First, nature is unrelenting, cannot be negotiated with or manipulated. Students at Second Nature will experience the natural lessons that life has to offer by living in the context of the natural environment. Second, the staff, therapist, and peers (the groups operate in open-ended groups with students at various stages of treatment) are experts at holding boundaries and creating natural and logical consequences that mirror the lessons that are needed in the broader journey of life. And finally, the parents are provided with support coaching and the distance necessary to create and reestablish healthy patterns for communication and behavior (communication begins with letter writing and can sometimes include family therapy phone calls). Thus, the experience becomes the “immovable object” and your child is left to experience the futility of his or her old coping strategies or to adapt, utilizing new tools and insights.



Metaphor


The use of metaphor is recognized as the most effective way in bypassing a client’s natural resistance and defenses in therapy; fundamentally, wilderness therapy is a rich field for metaphors. Teachers’ lessons and religious texts alike are filled with allegory, parables, fables, and symbols due to the effectiveness of their use in teaching lessons that match the various levels of insight and resistance of the student. Therapeutic metaphor has always been associated with bypassing resistance in therapy: Freud and others utilized dreams, hypnosis, and other metaphorically rich interventions because the defense of the conscious does not easily recognize the layers of the metaphor and thus the messages and lessons can be incorporated.
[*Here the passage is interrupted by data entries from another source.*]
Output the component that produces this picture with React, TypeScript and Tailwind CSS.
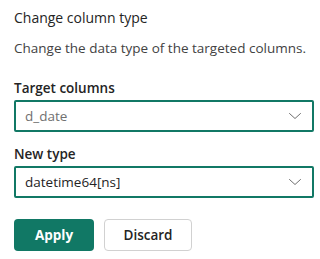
import React from 'react'

const Chevron: React.FC = () => (
  <svg width="16" height="16" viewBox="0 0 16 16" fill="none" className="text-[#707070]">
    <path d="M2.5 5.5 8 10.5 13.5 5.5" stroke="currentColor" strokeWidth="1" strokeLinecap="round" strokeLinejoin="round" />
  </svg>
)

const SelectBox: React.FC<{ value: string; muted?: boolean }> = ({ value, muted }) => (
  <div className="flex items-center justify-between h-[32px] w-[300px] border-2 border-[#117865] rounded-[2px] pl-[9px] pr-[9px]">
    <span className={muted ? 'text-[#707070]' : 'text-[#242424]'}>{value}</span>
    <Chevron />
  </div>
)

export default function App() {
  return (
    <div
      className="w-[320px] h-[259px] bg-white pl-[14px] pt-[8px] text-[13.5px] leading-[20px]"
      style={{ fontFamily: '"Open Sans", "Noto Sans", sans-serif' }}
    >
      <h2 className="text-[14px] text-[#242424] font-normal">Change column type</h2>
      <p className="mt-[10px] text-[#424242]">Change the data type of the targeted columns.</p>
      <div className="mt-[20px] font-semibold text-[#242424]">Target columns</div>
      <div className="mt-[2px]">
        <SelectBox value="d_date" muted />
      </div>
      <div className="mt-[12px] font-semibold text-[#242424]">New type</div>
      <div className="mt-[2px]">
        <SelectBox value="datetime64[ns]" />
      </div>
      <div className="mt-[21px] flex gap-[10px]">
        <button className="h-[32px] w-[80px] rounded-[4px] bg-[#117865] text-white font-bold">Apply</button>
        <button className="h-[32px] w-[88px] rounded-[4px] border border-[#d1d1d1] bg-white text-[#242424] font-semibold">
          Discard
        </button>
      </div>
    </div>
  )
}
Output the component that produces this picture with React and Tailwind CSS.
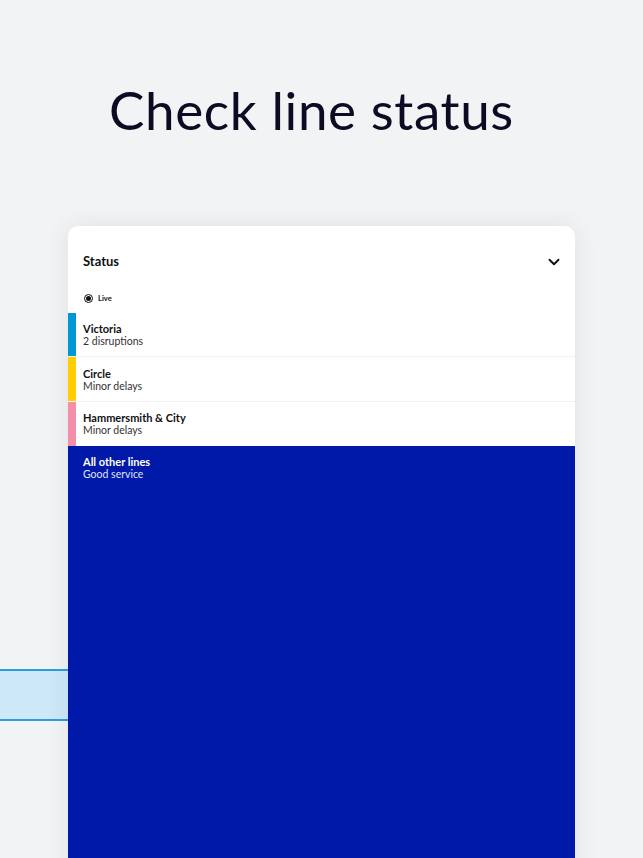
import { ChevronDown } from 'lucide-react'

const LINES = [
  { name: 'Victoria', status: '2 disruptions', color: 'bg-[#0098d4]' },
  { name: 'Circle', status: 'Minor delays', color: 'bg-[#ffcd00]' },
  { name: 'Hammersmith & City', status: 'Minor delays', color: 'bg-[#f38fa9]' }
]

function LineRow({ line, last }) {
  return (
    <div className={`flex ${last ? 'h-[44px]' : 'h-[44.5px] border-b border-[#f1f2f4]'}`}>
      <div className={`w-[8px] ${line.color}`} />
      <div className="flex flex-col justify-center pl-[7px] pt-[1px]">
        <div className="text-[11px] font-bold leading-[13px] text-[#111]">{line.name}</div>
        <div className="text-[10.5px] leading-[13px] text-[#333]">{line.status}</div>
      </div>
    </div>
  )
}

export default function App() {
  return (
    <div
      className="relative h-[858px] w-[643px] overflow-hidden bg-[#f2f3f5]"
      style={{ fontFamily: 'Lato, "Noto Sans", sans-serif' }}
    >
      <div className="absolute left-0 top-[669px] h-[52px] w-[80px] border-y-2 border-[#2b9fdb] bg-[#cde9f9]" />

      <h1 className="pt-[78px] pr-[20px] text-center text-[53px] font-normal leading-[64px] tracking-[0.6px] text-[#0b0c24]">
        Check line status
      </h1>

      <div className="relative mx-auto mt-[84px] flex h-[700px] w-[507px] flex-col overflow-hidden rounded-t-[10px] bg-white shadow-[0_0_24px_rgba(0,0,0,0.08)]">
        <div className="flex items-center justify-between pl-[15px] pr-[12px] pt-[26px]">
          <span className="text-[13px] font-bold text-[#111]">Status</span>
          <ChevronDown className="h-[18px] w-[18px] text-[#111]" strokeWidth={2.5} />
        </div>
        <div className="flex items-center gap-[5px] px-[16px] pt-[21px] pb-[9px]">
          <span className="flex h-[9px] w-[9px] items-center justify-center rounded-full border border-[#111]">
            <span className="h-[5px] w-[5px] rounded-full bg-[#111]" />
          </span>
          <span className="text-[7.5px] font-bold text-[#111]">Live</span>
        </div>
        {LINES.map((line, i) => (
          <LineRow key={line.name} line={line} last={i === LINES.length - 1} />
        ))}
        <div className="flex-1 bg-[#0019a8] px-[15px] pt-[9px]">
          <div className="text-[11px] font-bold leading-[13px] text-white">All other lines</div>
          <div className="text-[10.5px] leading-[13px] text-[#dfe4ff]">Good service</div>
        </div>
      </div>
    </div>
  )
}
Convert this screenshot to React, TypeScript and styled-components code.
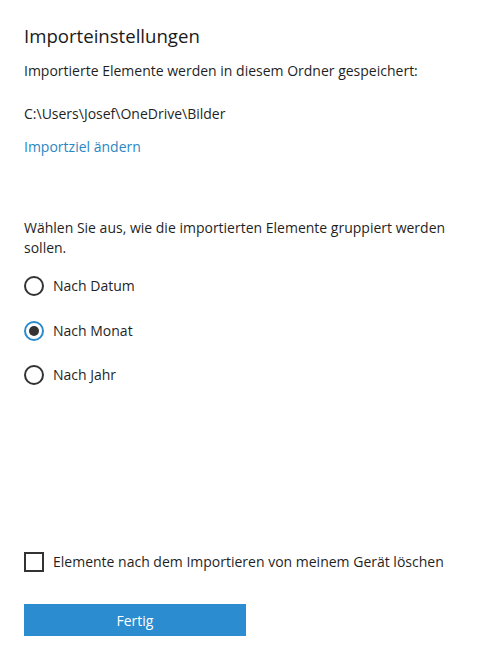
import React, { useState } from "react";
import styled, { createGlobalStyle } from "styled-components";

const Global = createGlobalStyle`
  html, body { margin: 0; padding: 0; background: #ffffff; }
  body { font-family: "Segoe UI", "Open Sans", "Noto Sans", sans-serif; color: #1f1f1f; }
`;

const Page = styled.div`
  width: 490px;
  height: 658px;
  box-sizing: border-box;
  padding: 22px 24px 0 24px;
  display: flex;
  flex-direction: column;
`;

const Title = styled.h1`
  margin: 0;
  font-size: 18.6px;
  font-weight: 400;
  line-height: 28px;
  color: #1a1a1a;
`;

const Text = styled.p<{ $mt: number }>`
  margin: ${(p) => p.$mt}px 0 0 0;
  font-size: 14px;
  line-height: 20px;
  color: #1f1f1f;
`;

const Link = styled.a`
  margin-top: 13px;
  font-size: 14px;
  line-height: 20px;
  color: #2b87c2;
  text-decoration: none;
  cursor: pointer;
`;

const RadioGroup = styled.div`
  margin-top: 18px;
  display: flex;
  flex-direction: column;
  gap: 24.5px;
`;

const Row = styled.label`
  display: flex;
  align-items: center;
  gap: 9px;
  font-size: 14px;
  line-height: 20px;
  cursor: pointer;
`;

const RadioCircle = styled.span<{ $checked: boolean }>`
  width: 20px;
  height: 20px;
  box-sizing: border-box;
  border-radius: 50%;
  border: 2px solid ${(p) => (p.$checked ? "#2b8ccc" : "#333333")};
  display: flex;
  align-items: center;
  justify-content: center;
  &::after {
    content: "";
    width: 10px;
    height: 10px;
    border-radius: 50%;
    background: #333333;
    display: ${(p) => (p.$checked ? "block" : "none")};
  }
`;

const Spacer = styled.div`
  flex: 1;
`;

const CheckBox = styled.span`
  width: 20px;
  height: 20px;
  box-sizing: border-box;
  border: 2px solid #333333;
`;

const Button = styled.button`
  margin-top: 32px;
  margin-bottom: 22px;
  width: 222px;
  height: 32px;
  border: none;
  background: #2b8ccf;
  color: #ffffff;
  font-family: inherit;
  font-size: 14px;
  cursor: pointer;
`;

const options = ["Nach Datum", "Nach Monat", "Nach Jahr"];

export default function App() {
  const [sel, setSel] = useState("Nach Monat");
  return (
    <>
      <Global />
      <Page>
        <Title>Importeinstellungen</Title>
        <Text $mt={11}>Importierte Elemente werden in diesem Ordner gespeichert:</Text>
        <Text $mt={23}>C:\Users\Josef\OneDrive\Bilder</Text>
        <Link>Importziel ändern</Link>
        <Text $mt={61}>
          Wählen Sie aus, wie die importierten Elemente gruppiert werden sollen.
        </Text>
        <RadioGroup>
          {options.map((o) => (
            <Row key={o} onClick={() => setSel(o)}>
              <RadioCircle $checked={sel === o} />
              {o}
            </Row>
          ))}
        </RadioGroup>
        <Spacer />
        <Row>
          <CheckBox />
          Elemente nach dem Importieren von meinem Gerät löschen
        </Row>
        <Button>Fertig</Button>
      </Page>
    </>
  );
}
Think for example on those things that the adolescents reject, apparently without rationale or reason that could be of benefit to their lives: for instance, the drop-out who rejects education and is not receptive to lectures from parents on the value of education in the well-rounded life. Yet, that same child might be open to listening at the foot of a wilderness counselor while she teaches the value of preparation, study, natural science and so forth because these directly relate to the skills of camping and survival. Or the adolescent who lacks discipline or work ethic, yet is willing to spend hours harvesting materials, preparing the bow-drill set and working to create fire using the Native American Bow-drill technique. A very important and often neglected part of this process is that the wilderness therapy team must be skilled in decoding the metaphor so that the stories make practical sense for assessment and aftercare planning. Without this translation, consultants, schools and parents are left wondering the value of such lessons (bow-drill fires, group ceremonies and initiatives, making a flute, participation in a Native American solo, even backpacking, etc.) as they pertain to everyday life.



Experiential

Perhaps most obvious is the experiential value of wilderness therapy. Parents often refer to their child’ ability to manipulate or say what s/he thinks others want to hear. The experiential aspect of the wilderness program allows the therapist to require more than just lip service or promises for change. The child must perform and behave and live the change. The narrow experience of the wilderness group becomes a microcosm from which the child and the therapist can extrapolate the lessons and experiences to broader contexts of living. The child will often unconsciously recreate, however subtly, the same type of relationships, patterns, symptoms and dynamics she did at home and the therapist can use these characteristics to help the child first see the problem in this new light, and then change using new insights and skills.

Oregon Wilderness

Graduation ceremonies include family.